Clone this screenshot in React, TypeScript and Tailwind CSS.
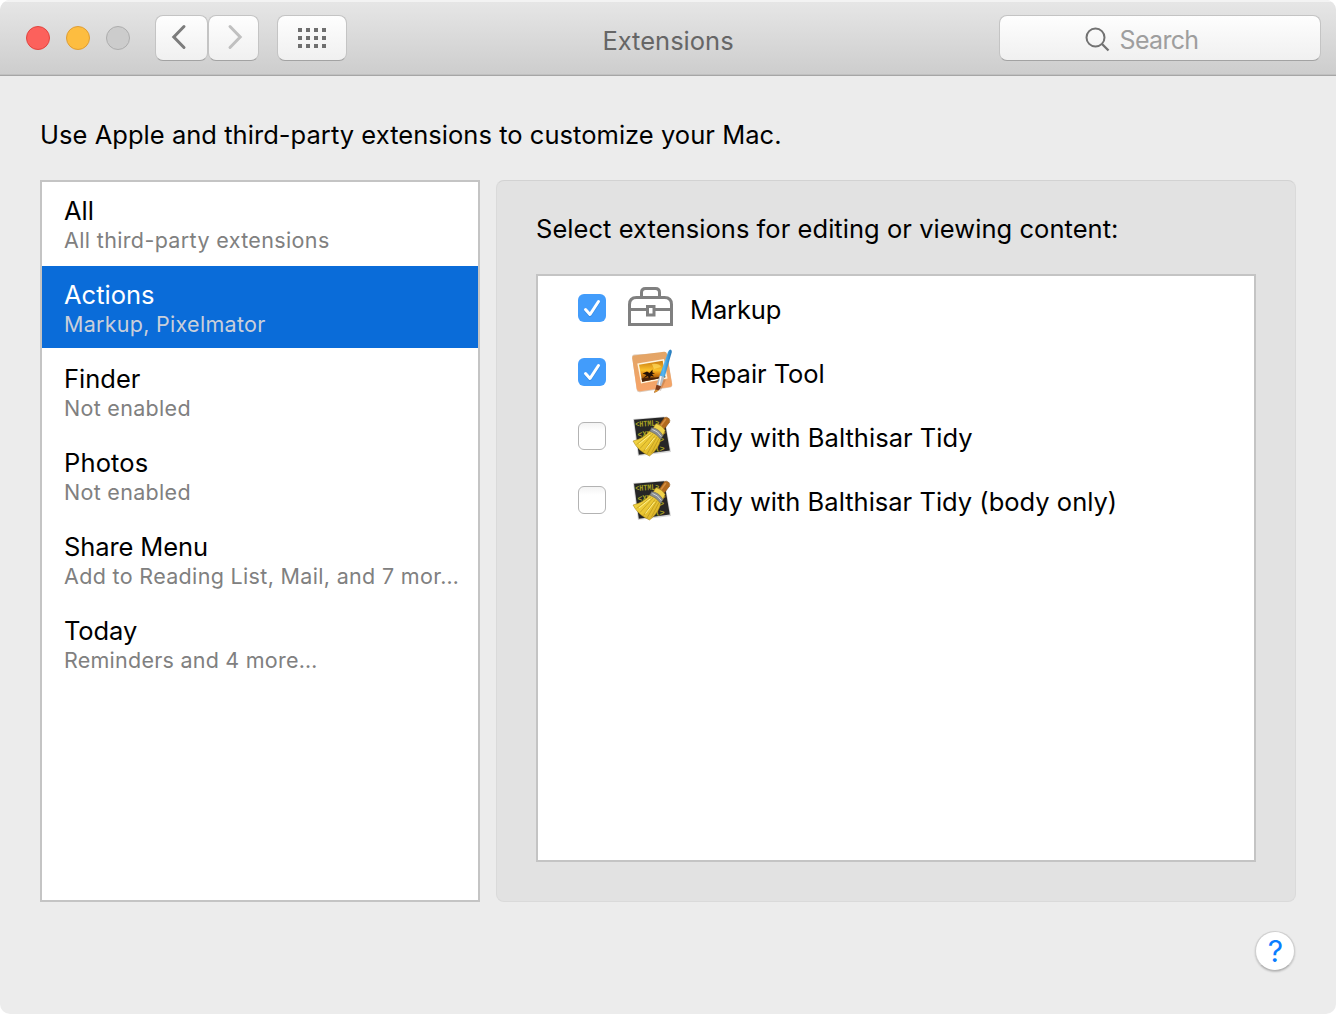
import React from 'react';

type Category = { title: string; detail: string; tt: string; dt: string; selected?: boolean };

const categories: Category[] = [
  { title: 'All', detail: 'All third-party extensions', tt: 'tracking-[0px]', dt: 'tracking-[0.36px]' },
  { title: 'Actions', detail: 'Markup, Pixelmator', tt: 'tracking-[0px]', dt: 'tracking-[0.28px]', selected: true },
  { title: 'Finder', detail: 'Not enabled', tt: 'tracking-[0px]', dt: 'tracking-[0.3px]' },
  { title: 'Photos', detail: 'Not enabled', tt: 'tracking-[0.15px]', dt: 'tracking-[0.3px]' },
  { title: 'Share Menu', detail: 'Add to Reading List, Mail, and 7 mor…', tt: 'tracking-[-0.1px]', dt: 'tracking-[0.33px]' },
  { title: 'Today', detail: 'Reminders and 4 more…', tt: 'tracking-[-0.1px]', dt: 'tracking-[0.24px]' },
];

function ToolboxIcon() {
  return (
    <svg width="46" height="44" viewBox="0 0 46 44" fill="none" stroke="#808080" strokeWidth="3">
      <path d="M13.500 10V6.500Q13.500 2.500 17.500 2.500H27.500Q31.500 2.500 31.500 6.500V10" />
      <path d="M1.500 38.500V18.500Q1.500 11.500 8.500 11.500H36.500Q43.500 11.500 43.500 18.500V38.500Z" />
      <path d="M1.500 23.500H18.500M27 23.500H43.500" />
      <rect x="19.500" y="20.500" width="6.500" height="8.500" />
    </svg>
  );
}

function PixelmatorIcon() {
  return (
    <svg width="46" height="46" viewBox="0 0 46 46">
      <defs>
        <linearGradient id="frame" x1="0" y1="0" x2="0" y2="1">
          <stop offset="0" stopColor="#e2a566" />
          <stop offset="1" stopColor="#f7a468" />
        </linearGradient>
        <linearGradient id="sunset" x1="0" y1="0" x2="0" y2="1">
          <stop offset="0" stopColor="#c97a10" />
          <stop offset="0.450" stopColor="#fbc22c" />
          <stop offset="0.620" stopColor="#e08a12" />
          <stop offset="1" stopColor="#6b2f08" />
        </linearGradient>
        <linearGradient id="brush" x1="0" y1="0" x2="1" y2="0.300">
          <stop offset="0" stopColor="#1d7fcb" />
          <stop offset="0.500" stopColor="#58b8f2" />
          <stop offset="1" stopColor="#1669ad" />
        </linearGradient>
      </defs>
      <path d="M6 5.500L36 4Q38.500 3.700 39.300 6L44.300 35.500Q44.500 38.200 42 38.600L12 43.300Q9.300 43.600 8.700 40.900L4.200 8.200Q3.900 5.800 6 5.500Z" fill="#9c6a3b" opacity="0.35" />
      <path d="M6 6.500L36 2.800Q38.500 2.500 39 5L44 35Q44.200 37.700 41.700 38L12 42.200Q9.300 42.500 8.700 39.800L4.200 9.200Q3.900 6.800 6 6.500Z" fill="url(#frame)" />
      <path d="M9.300 14.500L36 10L39.500 29.500L13 34.500Z" fill="#fff4dc" />
      <path d="M11 15.800L34.700 11.800L37.300 28.300L14.200 32.700Z" fill="url(#sunset)" />
      <path d="M24 15q7 -1 9 3l-7 2z" fill="#ffdb5c" opacity="0.7" />
      <path d="M14.200 32.700L13.600 29.500L20 28.500L28 28.500L37 26.500L37.300 28.300Z" fill="#4a2409" />
      <path d="M14.500 24.500L19 22.500L21.500 24L24.500 20.500L24.500 23.500L27 24.500L24 25L26 27.500L23 27L21 30L20 27L15 29.500L18.500 26Z" fill="#241207" />
      <path d="M35.500 30L30.500 41" stroke="#714023" strokeOpacity="0.250" strokeWidth="5" />
      <path d="M42.300 0.500Q44 0.700 43.800 3L36.500 28.500L31.600 27L40 3Q41 0.500 42.300 0.500Z" fill="url(#brush)" />
      <path d="M31.600 26.500L36.500 28L33 37.500L28.500 36Z" fill="#b8bfc6" />
      <path d="M33 27L31 36.600" stroke="#fff" strokeWidth="1.200" />
      <path d="M28.500 35.700L33 37.300Q31.500 42.500 26 43.800Q27.500 41 28.500 35.700Z" fill="#7b3c1d" />
      <path d="M27.500 40.500L30.600 41.300Q29 43.300 26 43.800Z" fill="#d99538" />
    </svg>
  );
}

function TidyIcon() {
  return (
    <svg width="46" height="46" viewBox="0 0 46 46">
      <defs>
        <linearGradient id="straw" x1="0" y1="0" x2="1" y2="1">
          <stop offset="0" stopColor="#f6de52" />
          <stop offset="0.500" stopColor="#ecc833" />
          <stop offset="1" stopColor="#d2a822" />
        </linearGradient>
      </defs>
      <path d="M5 6L36.500 3.500L43 39L10 43Z" fill="#bcbcbc" opacity="0.6" />
      <path d="M6 6.800L36 4.200L41.800 37.500L10.800 41.800Z" fill="#262626" />
      <g fill="#aaa422" fontFamily="Liberation Mono" fontWeight="700" fontSize="8.500" transform="rotate(-4 8 14)">
        <text x="7.500" y="14" textLength="24" lengthAdjust="spacingAndGlyphs">{'<HTML>'}</text>
        <text x="9" y="24.500" textLength="28" lengthAdjust="spacingAndGlyphs">{'<XML/>'}</text>
        <text x="30" y="31">{'>'}</text>
        <text x="25" y="40">{'l>'}</text>
      </g>
      <path d="M36.500 4.500Q38.500 3.500 40.500 5.200Q42.800 7.200 41.500 9.200L35.500 17L30.500 13Z" fill="#b26a1d" stroke="#7c4a14" strokeWidth="0.500" />
      <path d="M37.800 6L33 12.500" stroke="#d48f42" strokeWidth="1.500" />
      <path d="M28 10.500Q34 12 37.200 17.500L34.500 23.500L24.500 16Z" fill="#f0d24a" stroke="#8f7016" strokeWidth="0.500" />
      <path d="M22 17.500Q29 19 32.800 26Q31 36 21.500 43Q10 38 5 28Q16 25.500 22 17.500Z" fill="url(#straw)" stroke="#9c7c14" strokeWidth="0.500" />
      <path d="M23 20L8.500 31.500M25 21L12 35.500M27 22.500L15.500 38.500M29 24L19 41M31 25.500L23.500 40" stroke="#8d6a0b" strokeWidth="0.800" fill="none" opacity="0.450" />
      <path d="M22 22L11 31M26.500 25L17.500 36.500" stroke="#fff08c" strokeWidth="1" />
      <path d="M23.500 14.500Q31 15.500 35 22.500L32.800 26.500Q28 20 21.800 18.300Z" fill="#8a8e91" stroke="#505152" strokeWidth="0.500" />
      <path d="M24.500 16.500Q30 18 33.300 23.500" stroke="#cfd2d4" strokeWidth="1" fill="none" />
    </svg>
  );
}

function Checkbox({ checked }: { checked: boolean }) {
  if (!checked) {
    return (
      <span className="block h-7 w-7 rounded-[6px] border border-[#b3b3b3] bg-linear-to-b from-[#f3f3f3] via-white via-30% to-white" />
    );
  }
  return (
    <span className="block h-7 w-7 rounded-[6px] bg-[#429cfb]">
      <svg width="28" height="28" viewBox="0 0 28 28" fill="none" strokeLinecap="round" strokeLinejoin="round">
        <path d="M7.500 16.500L12 21.700L20.700 8.500" stroke="#2a7dd6" strokeOpacity="0.500" strokeWidth="3" />
        <path d="M7.500 15.500L12 20.500L20.500 7.500" stroke="#fff" strokeWidth="3" />
      </svg>
    </span>
  );
}

const extensions = [
  { name: 'Markup', checked: true, icon: <ToolboxIcon />, track: 'tracking-[-0.15px]' },
  { name: 'Repair Tool', checked: true, icon: <PixelmatorIcon />, track: 'tracking-[-0.05px]' },
  { name: 'Tidy with Balthisar Tidy', checked: false, icon: <TidyIcon />, track: 'tracking-[0.03px]' },
  { name: 'Tidy with Balthisar Tidy (body only)', checked: false, icon: <TidyIcon />, track: 'tracking-[0.01px]' },
];

const control =
  'flex h-[46px] items-center justify-center rounded-[8px] border border-[#c4c4c4] border-b-[#a3a3a3] bg-linear-to-b from-[#fefefe] to-[#f0f0f0]';

function TitleBar() {
  return (
    <header className="grid h-[76px] grid-cols-[1fr_auto_1fr] border-t-2 border-b border-t-[#f3f3f3] border-b-[#a6a6a6] bg-linear-to-b from-[#e6e6e6] to-[#cdcdcd] shadow-[inset_0_-1px_0_#c0c0c0]">
      <div className="flex pt-[13px] pl-[26px]">
        <div className="mt-[11px] flex h-6 gap-4">
          <span className="h-6 w-6 rounded-full border border-[#e2443f] bg-[#fc615c]" />
          <span className="h-6 w-6 rounded-full border border-[#df9d34] bg-[#fdbd40]" />
          <span className="h-6 w-6 rounded-full border border-[#adadad] bg-[#cccccc]" />
        </div>
        <button className={control + ' ml-[25px] w-[53px]'}>
          <svg width="51" height="44" viewBox="0 0 51 44" fill="none" stroke="#7c7c7c" strokeWidth="3" strokeLinecap="round" strokeLinejoin="miter">
            <path d="M28 10.500L17.800 21L28 31.500" />
          </svg>
        </button>
        <button className={control + ' w-[51px]'}>
          <svg width="49" height="44" viewBox="0 0 49 44" fill="none" stroke="#c0c0c0" strokeWidth="3" strokeLinecap="round" strokeLinejoin="miter">
            <path d="M21 10.500L31.200 21L21 31.500" />
          </svg>
        </button>
        <button className={control + ' ml-[18px] w-[70px]'}>
          <span className="grid grid-cols-4 gap-1">
            {Array.from({ length: 12 }, (_, i) => (
              <i key={i} className="block h-1 w-1 bg-[#6f6f6f]" />
            ))}
          </span>
        </button>
      </div>
      <h1 className="pt-[23px] text-[25.5px] leading-[32px] tracking-[0px] text-[#666666]">Extensions</h1>
      <div className="flex justify-end pt-[13px] pr-[15px]">
        <div className={control + ' w-[322px] pr-[38px]'}>
          <svg width="26" height="26" viewBox="0 0 26 26" fill="none" stroke="#727272" strokeWidth="2" className="mt-[3px] mr-[9px] ml-[1px]">
            <circle cx="10.500" cy="10.500" r="9" />
            <path d="M17 17L23.500 23.500" strokeWidth="2.300" />
          </svg>
          <span className="pt-[3px] text-[25px] leading-[32px] tracking-[-0.7px] text-[#9e9e9e]">Search</span>
        </div>
      </div>
    </header>
  );
}

export default function App() {
  return (
    <div className="h-[1014px] w-[1336px] bg-white">
      <div className="h-full overflow-hidden rounded-[10px] bg-[#ececec] font-[Inter,sans-serif] text-black">
        <TitleBar />
        <main className="px-10 pt-[43px]">
          <p className="h-[61px] text-[25.5px] leading-8 tracking-[0.04px] whitespace-nowrap">
            Use Apple and third-party extensions to customize your Mac.
          </p>
          <div className="flex h-[722px] gap-4">
            <nav className="flex w-[440px] flex-col gap-[2px] border-2 border-[#c4c4c4] bg-white">
              {categories.map((c) => (
                <div key={c.title} className={'h-[82px] pt-[14px] pl-[22px] whitespace-nowrap ' + (c.selected ? 'bg-[#0a6cd9] text-white' : '')}>
                  <div className={'text-[25.5px] leading-[30px] ' + c.tt}>{c.title}</div>
                  <div className={'text-[21.5px] leading-7 ' + c.dt + (c.selected ? ' text-[#c9cfda]' : ' text-[#808080]')}>{c.detail}</div>
                </div>
              ))}
            </nav>
            <section className="w-[800px] rounded-[8px] border border-[#dadada] border-t-[#d2d2d2] bg-[#e2e2e2] px-[39px] pt-8">
              <h2 className="h-[61px] text-[25.5px] leading-8 tracking-[0.05px] whitespace-nowrap">
                Select extensions for editing or viewing content:
              </h2>
              <ul className="h-[588px] border-2 border-[#c4c4c4] bg-white">
                {extensions.map((e) => (
                  <li key={e.name} className="flex h-16 items-center pl-10">
                    <Checkbox checked={e.checked} />
                    <span className="ml-[22px] flex w-[46px] justify-center">{e.icon}</span>
                    <span className={'ml-4 pt-1 text-[25.5px] leading-8 whitespace-nowrap ' + e.track}>{e.name}</span>
                  </li>
                ))}
              </ul>
            </section>
          </div>
          <footer className="flex justify-end pt-[29px] pr-px">
            <button className="flex h-10 w-10 items-center justify-center rounded-full border border-[#cfcfcf] border-b-[#b5b5b5] bg-white pl-px text-[30px] text-[#0a7dff] shadow-[0_1px_2px_rgba(0,0,0,0.2)]">
              ?
            </button>
          </footer>
        </main>
      </div>
    </div>
  );
}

^^^^

### What is needed
Pictures stay out. Repeat only the lines from the beginning of the data through the line that has "string; detail: string;".

### Completed exercise
Clone this screenshot in React, TypeScript and Tailwind CSS.
import React from 'react';

type Category = { title: string; detail: string; tt: string; dt: string; selected?: boolean };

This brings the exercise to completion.